The May 21 issue of the New York Times Book Review will feature a list of the best American fiction of the last 25 years. The list itself, as well as the names of the judges, were posted today on the website
The list of judges was long, impressive, and diverse, including writers and critics, men and women, popular and experimental, old lions and young. The list of winning works, however, was overwhelmingly from the white, male and elderly. Except for the winner.
Toni Morrison's Beloved topped the list, but from there the winners were Don DeLillo, Cormac McCarthy, John Updike and Philip Roth. In the list of others receiving "multiple votes," Roth came up five more times, while DeLillo and Updike came up again twice and McCarthy once.
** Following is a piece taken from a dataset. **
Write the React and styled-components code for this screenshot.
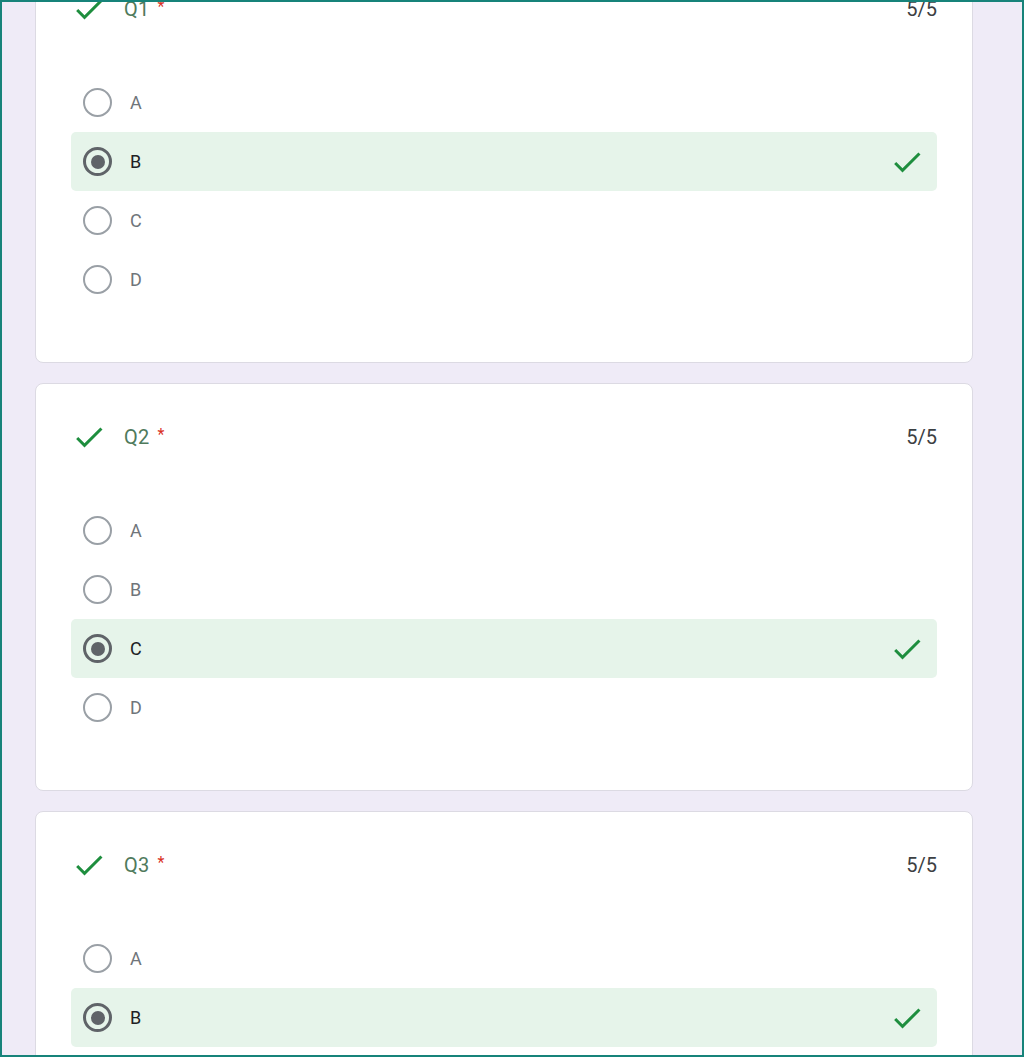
import styled, { createGlobalStyle } from 'styled-components';

const GlobalStyle = createGlobalStyle`
  html, body {
    margin: 0;
    padding: 0;
    background: #ffffff;
  }
  * {
    box-sizing: border-box;
  }
`;

const questions = [
  { id: 'Q1', score: '5/5', answer: 'B' },
  { id: 'Q2', score: '5/5', answer: 'C' },
  { id: 'Q3', score: '5/5', answer: 'B' },
];

const options = ['A', 'B', 'C', 'D'];

const CheckIcon = ({ size = 36 }) => (
  <svg width={size} height={size} viewBox='0 0 24 24' aria-hidden='true'>
    <path
      fill='#1e8e3e'
      d='M9 16.17L4.83 12l-1.42 1.41L9 19 21 7l-1.41-1.41z'
    />
  </svg>
);

const App = () => {
  return (
    <Frame>
      <GlobalStyle />
      <List>
        {questions.map((q) => (
          <Card key={q.id}>
            <Header>
              <Title>
                <CheckIcon />
                <QuestionName>
                  {q.id}
                  <Required>*</Required>
                </QuestionName>
              </Title>
              <Score>{q.score}</Score>
            </Header>
            <Options>
              {options.map((opt) => {
                const chosen = opt === q.answer;
                return (
                  <Option key={opt} $chosen={chosen}>
                    <Radio $chosen={chosen} />
                    <OptionLabel $chosen={chosen}>{opt}</OptionLabel>
                    {chosen && (
                      <RightMark>
                        <CheckIcon />
                      </RightMark>
                    )}
                  </Option>
                );
              })}
            </Options>
          </Card>
        ))}
      </List>
    </Frame>
  );
};

const Frame = styled.div`
  height: 1057px;
  width: 1024px;
  border: 2px solid #17837a;
  background: #efebf7;
  overflow: hidden;
  font-family: Roboto, 'Liberation Sans', Arial, sans-serif;
`;

const List = styled.div`
  display: flex;
  flex-direction: column;
  gap: 20px;
  margin-top: -47px;
  margin-left: 33px;
  width: 938px;
`;

const Card = styled.section`
  background: #ffffff;
  border: 1px solid #dcdae3;
  border-radius: 8px;
  padding: 35px 35px 53px 35px;
`;

const Header = styled.div`
  display: flex;
  align-items: center;
  justify-content: space-between;
  height: 36px;
  margin-bottom: 46px;
`;

const Title = styled.div`
  display: flex;
  align-items: center;
  gap: 17px;
`;

const QuestionName = styled.span`
  font-size: 20px;
  color: #4f7a5c;
  letter-spacing: 0.3px;
`;

const Required = styled.span`
  color: #d93025;
  font-size: 16px;
  margin-left: 8px;
  position: relative;
  top: -4px;
`;

const Score = styled.span`
  font-size: 20px;
  color: #3c4043;
  margin-right: 0;
`;

const Options = styled.div`
  display: flex;
  flex-direction: column;
`;

const Option = styled.div`
  display: flex;
  align-items: center;
  height: 59px;
  padding: 0 12px;
  border-radius: 5px;
  background: ${(p) => (p.$chosen ? '#e6f4ea' : 'transparent')};
`;

const Radio = styled.span`
  position: relative;
  width: 29px;
  height: 29px;
  border-radius: 50%;
  border: ${(p) => (p.$chosen ? '3px solid #5f6368' : '2.5px solid #9aa0a6')};
  flex-shrink: 0;
  &::after {
    content: '';
    display: ${(p) => (p.$chosen ? 'block' : 'none')};
    position: absolute;
    left: 50%;
    top: 50%;
    width: 14px;
    height: 14px;
    margin: -7px 0 0 -7px;
    border-radius: 50%;
    background: #5f6368;
  }
`;

const OptionLabel = styled.span`
  margin-left: 18px;
  font-size: 18px;
  color: ${(p) => (p.$chosen ? '#202124' : '#70757a')};
`;

const RightMark = styled.span`
  margin-left: auto;
  display: flex;
  align-items: center;
`;

export default App;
The rest: John Kennedy Toole, Tim O'Brien, Mark Helprin (one for the fantastic side, with Winter's Tale!), Raymond Carver, Norman Rush, Denis Johnson, Richard Ford and Edward P. Jones.
Oh yes, and Marilynne Robinson. With the note that her novel Housekeeping "was not reviewed by the Times." That was the only book among the winners that was so mentioned.
I don't know that I could support tossing any of them out, though I could think of some that I would have voted in. My reading is erratic, and I've read too few of the latest novels to be any sort of expert. The consensus, however, among so many polled was certainly striking.